A Prayer for Armenia

Almighty God, who by thy grace hast not only called us out of darkness into light, but hast called us into the blessed service of intercession; we come to thee with one accord on behalf of the people of Armenia. We pray that thou thyself wilt undertake their cause, and with great might succour them. We remember the many thousands who, rather than deny thy name, have suffered torture and death; and we give thee thanks for all who have by thy grace endure and are now in thy presence; and we ask thee for those who remain in the fiery trial of their prolonged agony, that thou wilt stand by them and strengthen them and grant them a clearer vision of thee and deliverance from their sufferings. Send them what they need for their material wants. Protect the fatherless and widows. Remember the orphans still without home or shelter. Bless the children in the orphanages whom thou hast committed to our care. Give wisdom to all who are seeking to help the Armenians in any way, whether spiritually, politically, or materially. Give courage and a spirit of responsibility to our statesmen. Deliver our country and all who are called Christian from blood-guiltiness, through apathy or fear….

Celebrates for Armenians

On a recent Sunday morning Bishop [James DeWolf] Perry celebrated the Holy Communion according to the Book of Common Prayer at the Armenian Catholic Apostolic Church in Providence, [Rhode Island] vested after the Armenian manner and with considerable ceremonial. The large church was packed with a devout congregation. The Armenian priest and his people desire to come into as close contact as possible under existing conditions with the bishop of the diocese.

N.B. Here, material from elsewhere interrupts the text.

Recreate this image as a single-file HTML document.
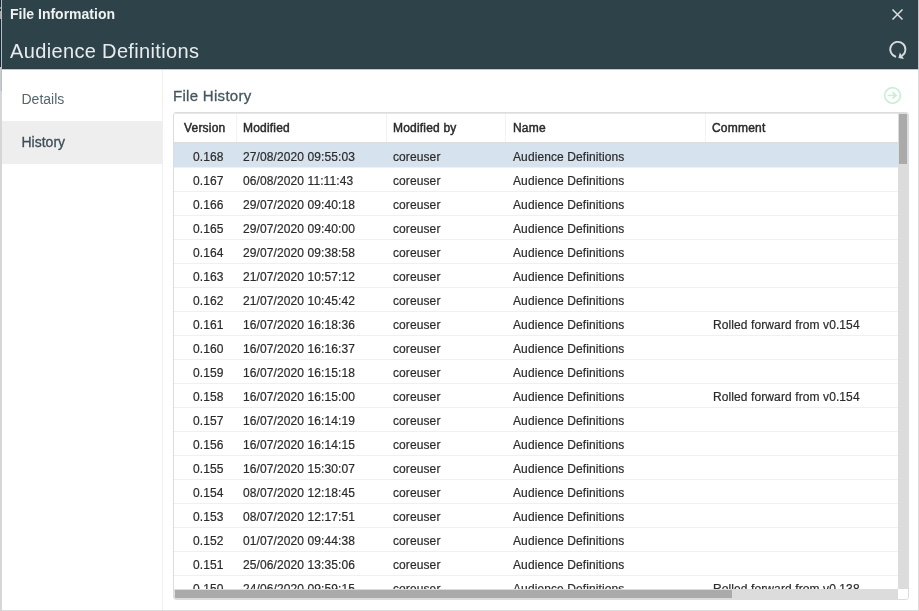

The Eighteenth Amendment to the U.S. Constitution, which prohibited the production, transport, and sale of intoxicating beverages, had gone into effect on January 17, 1920, after being ratified by 46 of the 48 states. By late 1920, public opinion had largely turned against it, and Bishop Thomas Frank Gailor of Tennessee, then president of the National Council (the predecessor body to Executive Council), had recently declared the amendment a failure, a cause of significant controversy. A Lenten sermon by a New York bishop dealt acknowledged the criticism while urging obedience to the law. The Eighteenth Amendment was eventually repealed in 1933.

Bishop Ferris and the 18th Amendment

The Rt. Rev. D.L. Ferris, Suffragan Bishop of Western New York, in the course of a sermon preached in the Cathedral of All Saints, Albany, during the Union Lenten Services stated,

“The contest of David and Goliath represents the perennial struggle between the forces of good and evil in our own hearts, in society, in the nation, and in the world. The weapon which David chose is representative also of the weapon which we must use in this struggle.

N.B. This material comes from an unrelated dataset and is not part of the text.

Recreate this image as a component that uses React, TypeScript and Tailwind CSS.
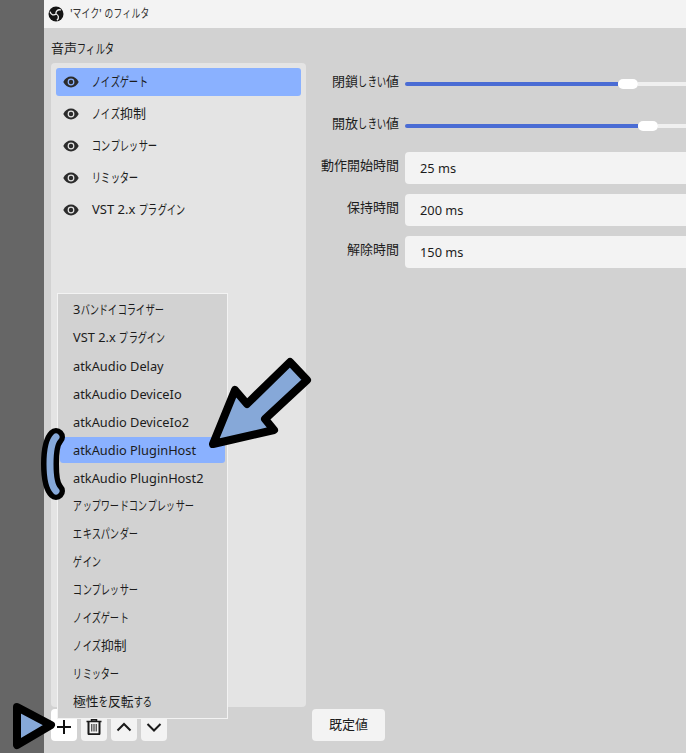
import type { ReactNode } from "react";

const font = "font-['Noto_Sans','Noto_Sans_CJK_JP',sans-serif]";

const filters = ["ノイズゲート", "ノイズ抑制", "コンプレッサー", "リミッター", "VST 2.x プラグイン"];

const menuItems = [
  "3バンドイコライザー",
  "VST 2.x プラグイン",
  "atkAudio Delay",
  "atkAudio DeviceIo",
  "atkAudio DeviceIo2",
  "atkAudio PluginHost",
  "atkAudio PluginHost2",
  "アップワードコンプレッサー",
  "エキスパンダー",
  "ゲイン",
  "コンプレッサー",
  "ノイズゲート",
  "ノイズ抑制",
  "リミッター",
  "極性を反転する",
];

// the kana in the picture are condensed and much narrower than the kanji
function Jp({ text, small }: { text: string; small?: boolean }) {
  return (
    <span className="whitespace-nowrap">
      {Array.from(text).map((ch, i) =>
        /[\u3040-\u30ff]/.test(ch) ? (
          <span key={i} className={`inline-flex justify-center ${small ? "w-[8.8px]" : "w-[9.3px]"}`}>
            <span className={`inline-block shrink-0 ${small ? "scale-x-[0.73]" : "scale-x-[0.72]"}`}>{ch}</span>
          </span>
        ) : (
          <span key={i}>{ch}</span>
        ),
      )}
    </span>
  );
}

function EyeIcon() {
  return (
    <svg width="16" height="12" viewBox="0 0 16 12" className="shrink-0">
      <path
        fillRule="evenodd"
        fill="#2b2b2b"
        d="M0.3 6C2 2.500 4.800 0.600 8 0.600S14 2.500 15.700 6C14 9.500 11.200 11.400 8 11.400S2 9.500 0.300 6ZM8 2.600A3.400 3.400 0 1 0 8 9.400A3.400 3.400 0 1 0 8 2.600ZM8 3.800A2.200 2.200 0 1 1 8 8.200A2.200 2.200 0 1 1 8 3.800Z"
      />
    </svg>
  );
}

function Slider({ fill }: { fill: number }) {
  return (
    <div className="flex h-[32px] flex-1 items-center">
      <div className="h-[4px] rounded-l-full bg-[#4a6cd4]" style={{ width: fill }} />
      <div className="h-[10px] w-[20px] shrink-0 rounded-[5px] bg-white" />
      <div className="h-[4px] flex-1 bg-[#f0f0f0]" />
    </div>
  );
}

function Row({ label, children }: { label: string; children: ReactNode }) {
  return (
    <div className="flex items-center gap-[6px]">
      <div className="w-[93px] shrink-0 pb-[4px] text-right text-[13px] text-[#1c1c1c]">
        <Jp text={label} />
      </div>
      {children}
    </div>
  );
}

function Field({ value }: { value: string }) {
  return (
    <div className="flex h-[32px] flex-1 items-center rounded-[4px] bg-[#f3f3f3] pt-[1px] pl-[15px] text-[12.8px] text-[#1c1c1c]">
      {value}
    </div>
  );
}

function ToolButton({ children, active }: { children: ReactNode; active?: boolean }) {
  return (
    <div className={`flex h-[32px] w-[26px] items-end justify-center rounded-[4px] pb-[6px] ${active ? "bg-white" : "bg-[#f3f3f3]"}`}>
      {children}
    </div>
  );
}

export default function App() {
  return (
    <div className={`relative flex h-[753px] w-[686px] overflow-hidden bg-[#d2d2d2] ${font}`}>
      {/* Desktop strip */}
      <div className="w-[44px] shrink-0 bg-[#666666]" />

      <div className="flex min-w-0 flex-1 flex-col">
        {/* Title bar */}
        <div className="flex h-[28px] shrink-0 items-center gap-[6px] bg-[#f3f3f3] pl-[4px] text-[12px] text-[#333333]">
          <svg width="16" height="16" viewBox="0 0 16 16">
            <circle cx="8" cy="8" r="7.500" fill="#151515" />
            <g fill="none" stroke="#f3f3f3" strokeWidth="1.300">
              <path d="M8 8C7.500 5.500 9.500 3 13 4" />
              <path d="M8 8C7.500 5.500 9.500 3 13 4" transform="rotate(120 8 8)" />
              <path d="M8 8C7.500 5.500 9.500 3 13 4" transform="rotate(240 8 8)" />
            </g>
          </svg>
          <Jp text="'マイク' のフィルタ" small />
        </div>

        <div className="flex min-h-0 flex-1 pl-[7px]">
          {/* Filter column */}
          <div className="flex w-[255px] shrink-0 flex-col">
            <div className="flex h-[35px] items-center pt-[6px] text-[13px] text-[#1c1c1c]">
              <Jp text="音声フィルタ" />
            </div>
            <div className="flex h-[644px] flex-col rounded-[4px] bg-[#e4e4e4] p-[5px]">
              {filters.map((name, i) => (
                <div
                  key={name}
                  className={`flex h-[28px] shrink-0 items-center gap-[13px] rounded-[3px] pl-[7px] text-[13px] text-[#1c1c1c] ${i > 0 ? "mt-[4px]" : "bg-[#8ab1ff]"}`}
                >
                  <EyeIcon />
                  <Jp text={name} />
                </div>
              ))}
            </div>
            <div className="mt-[2px] flex gap-[4px]">
              <ToolButton active>
                <svg width="16" height="16" viewBox="0 0 16 16" fill="none" stroke="#111111" strokeWidth="2">
                  <path d="M8 1V15M1 8H15" />
                </svg>
              </ToolButton>
              <ToolButton>
                <svg width="16" height="16" viewBox="0 0 16 16" fill="none" stroke="#1a1a1a">
                  <path d="M0.500 2.500H15.500M5.500 2V0.800H10.500V2" strokeWidth="1.500" />
                  <path d="M2.500 3V14.500Q2.500 15.200 3.300 15.200H12.700Q13.500 15.200 13.500 14.500V3" strokeWidth="2" />
                  <path d="M5.800 5V12.500M8 5V12.500M10.200 5V12.500" strokeWidth="1" />
                </svg>
              </ToolButton>
              <ToolButton>
                <svg width="16" height="16" viewBox="0 0 16 16" fill="none" stroke="#1a1a1a" strokeWidth="2">
                  <path d="M1.500 11.500L8 5L14.500 11.500" />
                </svg>
              </ToolButton>
              <ToolButton>
                <svg width="16" height="16" viewBox="0 0 16 16" fill="none" stroke="#1a1a1a" strokeWidth="2">
                  <path d="M1.500 5L8 11.500L14.500 5" />
                </svg>
              </ToolButton>
            </div>
          </div>

          {/* Settings column */}
          <div className="flex min-w-0 flex-1 flex-col">
            <div className="flex w-[400px] flex-col gap-[10px] pt-[40px]">
              <Row label="閉鎖しきい値">
                <Slider fill={213} />
              </Row>
              <Row label="開放しきい値">
                <Slider fill={233} />
              </Row>
              <Row label="動作開始時間">
                <Field value="25 ms" />
              </Row>
              <Row label="保持時間">
                <Field value="200 ms" />
              </Row>
              <Row label="解除時間">
                <Field value="150 ms" />
              </Row>
            </div>
            <div className="mt-auto mb-[12px] ml-[6px] flex h-[32px] w-[73px] items-center justify-center rounded-[4px] bg-[#f3f3f3] text-[13px] text-[#1c1c1c]">
              既定値
            </div>
          </div>
        </div>
      </div>

      {/* Add filter popup */}
      <div className="absolute top-[293px] left-[57px] flex h-[426px] w-[171px] flex-col border border-[#f3f3f3] bg-[#d2d2d2] px-[2px] pt-[2px] text-[12.8px] text-[#1c1c1c]">
        {menuItems.map((item) => (
          <div
            key={item}
            className={`my-[1px] flex h-[26px] shrink-0 items-center rounded-[3px] pl-[13px] ${item.startsWith("atk") ? "pt-[1px]" : ""} ${item === "atkAudio PluginHost" ? "bg-[#8ab1ff]" : ""}`}
          >
            <Jp text={item} />
          </div>
        ))}
      </div>

      {/* Callout marks */}
      <svg className="pointer-events-none absolute top-0 left-0" width="686" height="753" viewBox="0 0 686 753">
        <g fill="#86a8d8" stroke="#000000" strokeWidth="8" strokeLinejoin="round" strokeLinecap="round">
          <path d="M213 444L235 390L247 404L290 362L307 380L265 419L274 430Z" />
          <path d="M17 707L51 725L17 745Z" />
        </g>
        <g fill="none" strokeLinecap="round">
          <path d="M56 437C52 441 50 450 50 464C50 478 52 487 56 491" stroke="#000000" strokeWidth="18" />
          <path d="M56 437C52 441 50 450 50 464C50 478 52 487 56 491" stroke="#86a8d8" strokeWidth="7" />
        </g>
      </svg>
    </div>
  );
}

The stone used by David represents patriotism. He loved his country and his people, he respected its laws, believed in their destiny, and supported their traditions.  We too are called upon as citizens of a republic which represents God’s greatest experiment in popular government, to stand by our laws, support our institutions, and uphold our constitution.

The Constitution of the United States is, in my judgment, next to the Bible itself, the greatest human document that was ever written. Into that constitution has been written the 18th Amendment.

You and I may differ about the value of sumptuary laws. There may be a difference of opinion about the way in which this amendment was placed in the constitution, but there can be no two opinions among Christian people about one thing, and that is our duty to obey the laws of our land.

What right have we to flout, break, and sneer at one amendment, and expect the ignorant from other shores to keep the rest? The citizens who today are keeping that law are those who depend on their daily wage, while those who deliberately break the law are the men and women who by education, position, and influence we naturally look to for moral leadership.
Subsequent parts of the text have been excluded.